Why This Is Positive But Not Game-Changing for Airtel
For Bharti Airtel, the impact is different. Airtel is already a much stronger telecom company. It has better operating performance, stronger market position, healthier cash flows and better investor confidence compared with Vodafone Idea.
So this ruling is positive for Airtel, but it does not change the basic investment case.
For Airtel, the OTSC relief is more like balance sheet cleanup. It removes an old regulatory overhang and improves clarity around a past dispute.
But Airtel’s stock will still depend more on core business factors such as tariff hikes, ARPU growth, premium subscribers, 5G monetisation, broadband growth, enterprise business and free cash flow.
In simple words, this ruling helps Airtel. But Airtel’s long-term story is still about earnings growth, not legal relief.
Is This Relief Final?
This is where investors need to be careful. The Bombay High Court ruling is a major win for Airtel and Vodafone Idea. But the OTSC chapter may not be fully closed yet.
There are already related OTSC matters pending before the Supreme Court. One important reason is that the Madras High Court had earlier upheld the one-time spectrum charge in the Aircel case. That creates a legal divergence because the Bombay High Court has now taken a different view.
There are also challenges linked to TDSAT orders on similar issues. This means the final legal certainty may come only if the Supreme Court settles the matter. The government may also choose to challenge the Bombay High Court ruling.
So investors should treat this as a major positive development, but not necessarily the final end of the OTSC dispute.
The immediate relief is real. The legal overhang has reduced. But the final outcome could still depend on what happens at the Supreme Court level.
Why This Is Not AGR Relief
Many retail investors mix all telecom dues together. But OTSC, AGR dues and spectrum auction dues are different.
| Issue | Meaning | Current Status |
| OTSC | One-time spectrum charge on spectrum held beyond certain limits | Bombay High Court has quashed the demand notices |
| AGR Dues | Dues linked to adjusted gross revenue calculation between telcos and government | Separate issue |
This distinction is very important, especially for Vodafone Idea.

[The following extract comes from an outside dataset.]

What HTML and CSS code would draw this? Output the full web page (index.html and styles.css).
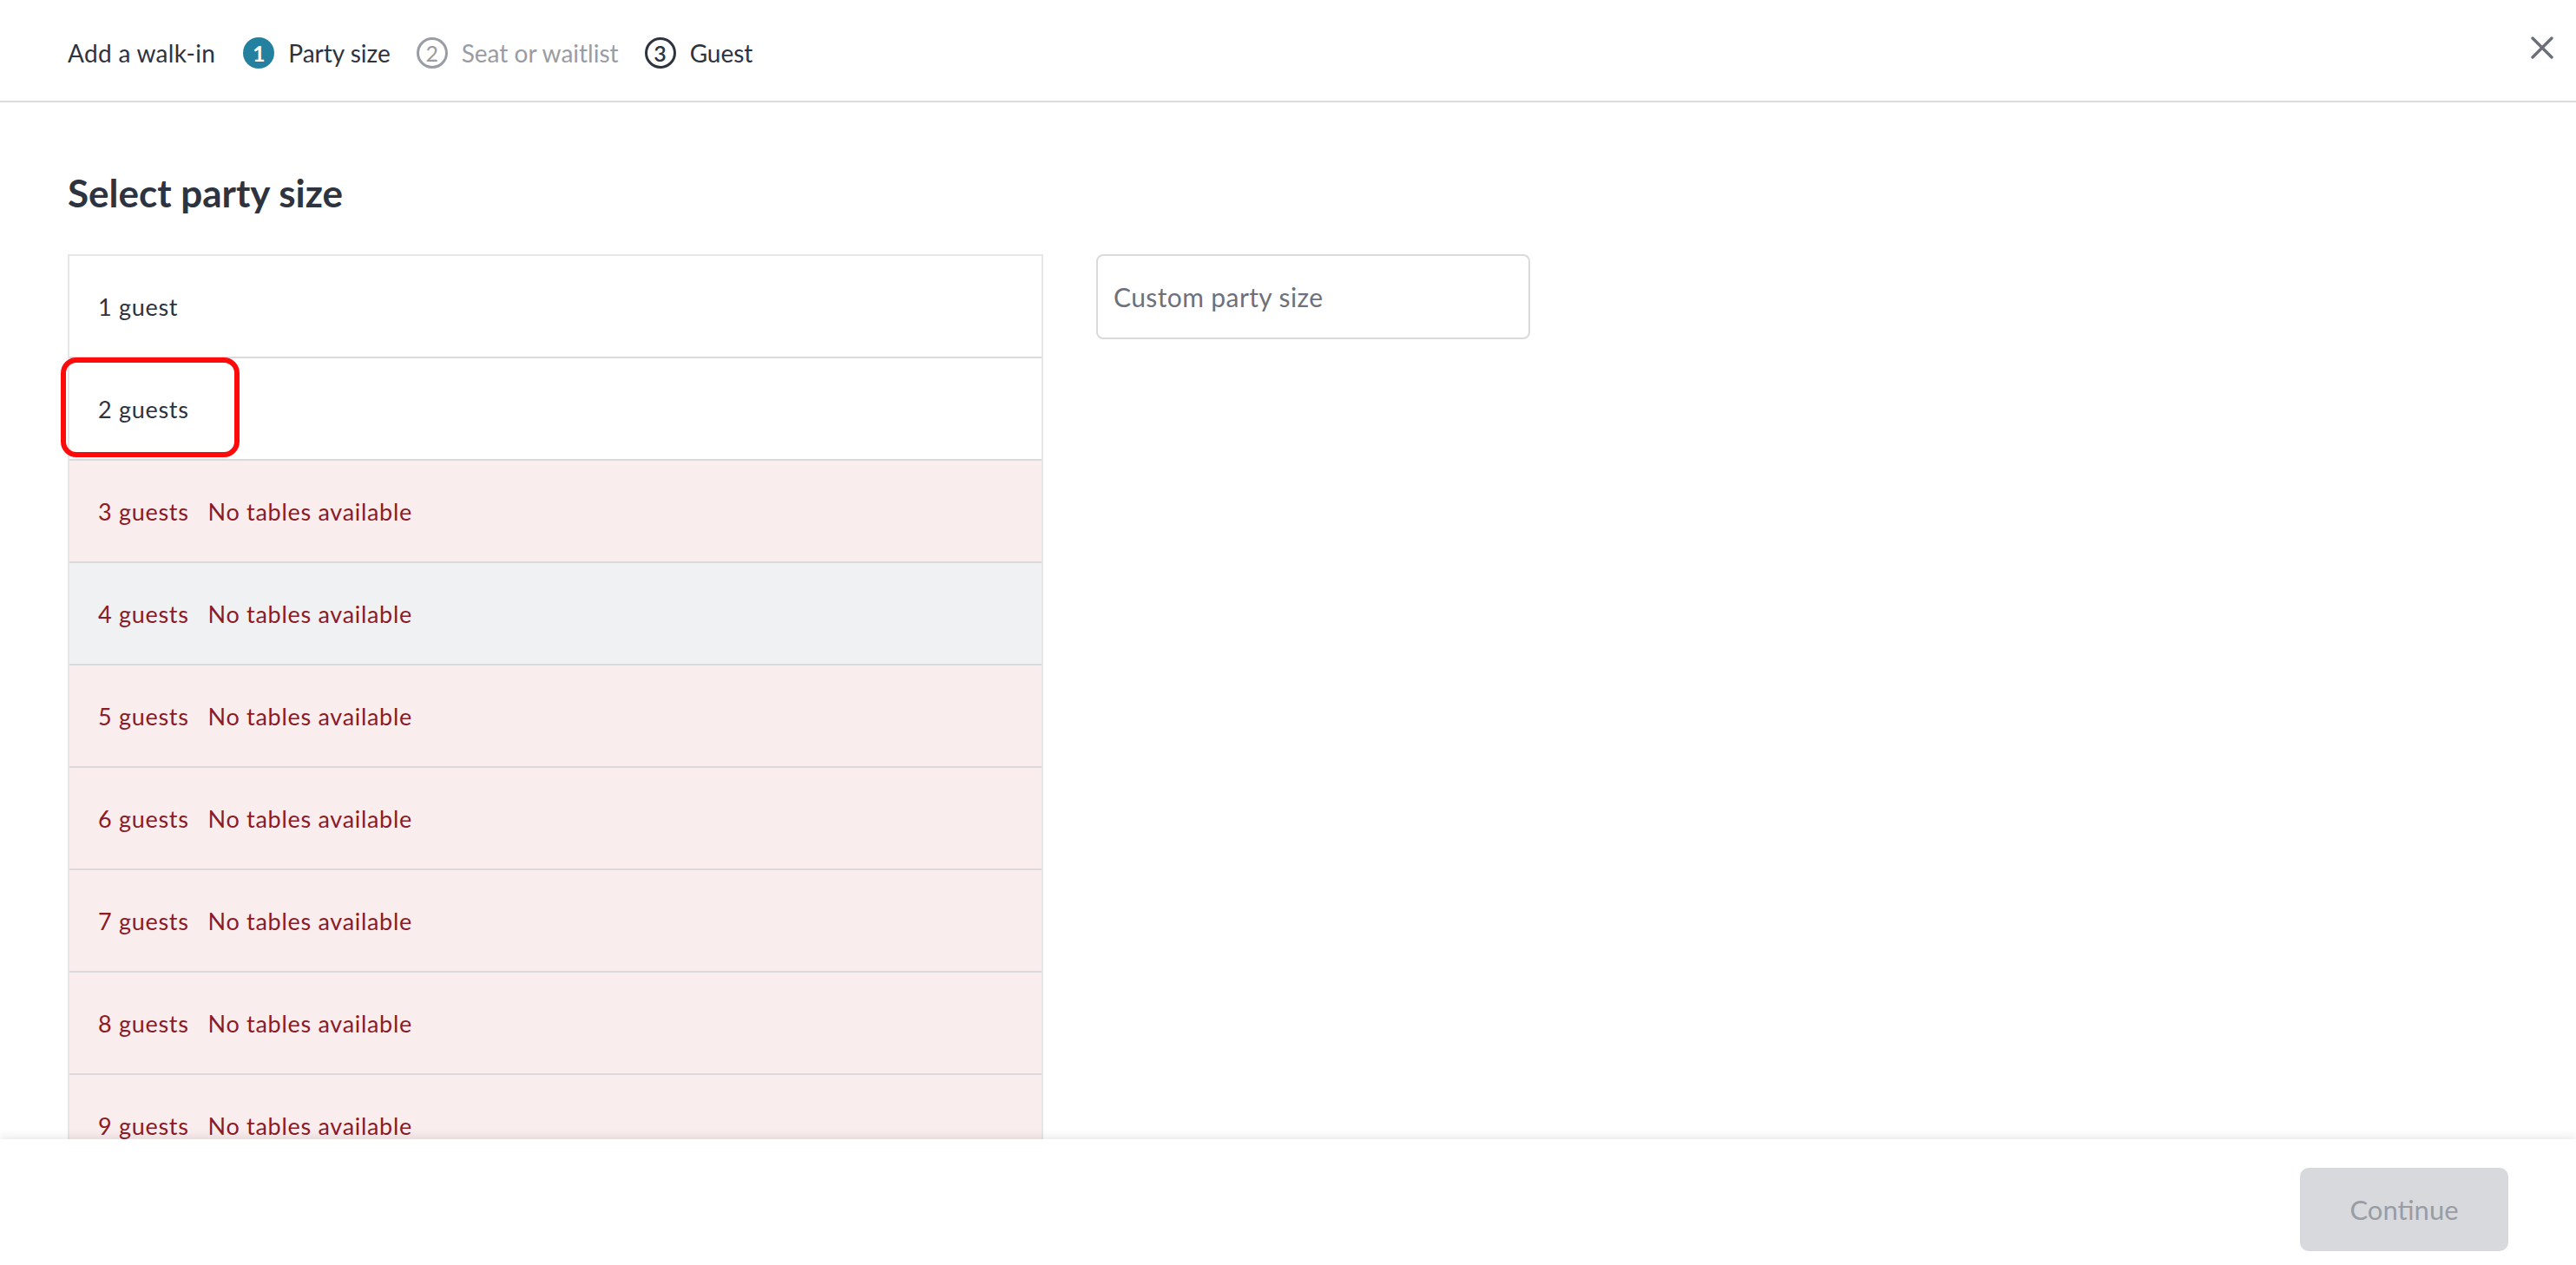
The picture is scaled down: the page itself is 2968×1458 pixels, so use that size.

The OTSC relief does not remove Vi’s AGR dues. It also does not remove its spectrum auction-related obligations. It only reduces one specific legal burden linked to the retrospective one-time spectrum charge. So investors should not look at this as a complete balance sheet repair.
What Investors Should Watch Next
For Airtel, investors should focus on whether the company can keep improving ARPU, grow premium users, monetise 5G, expand broadband and generate stronger free cash flow.
For Vodafone Idea, the key things to watch are different. Investors need to track fundraising progress, capex plans, network improvement, subscriber losses or recovery, ARPU growth and the treatment of its larger government dues.
The stock reaction after the OTSC ruling shows that the market welcomes legal relief. But over time, stock performance will depend more on business execution.
Legal relief can remove pressure. It cannot replace revenue growth, customer retention and cash flow.
Author’s Take
The Bombay High Court ruling is a clear positive for the telecom sector. It removes a large retrospective demand and improves confidence around contract certainty.
But the impact is not the same for Airtel and Vodafone Idea. For Airtel, this is mainly a cleanup event. It removes an old overhang from an already strong business.
For Vodafone Idea, this is breathing space. It improves sentiment and reduces one burden, but it does not complete the turnaround.
The real takeaway for investors is simple: the OTSC ruling reduces one major legal pressure point, but Airtel still needs earnings growth and Vodafone Idea still needs business recovery.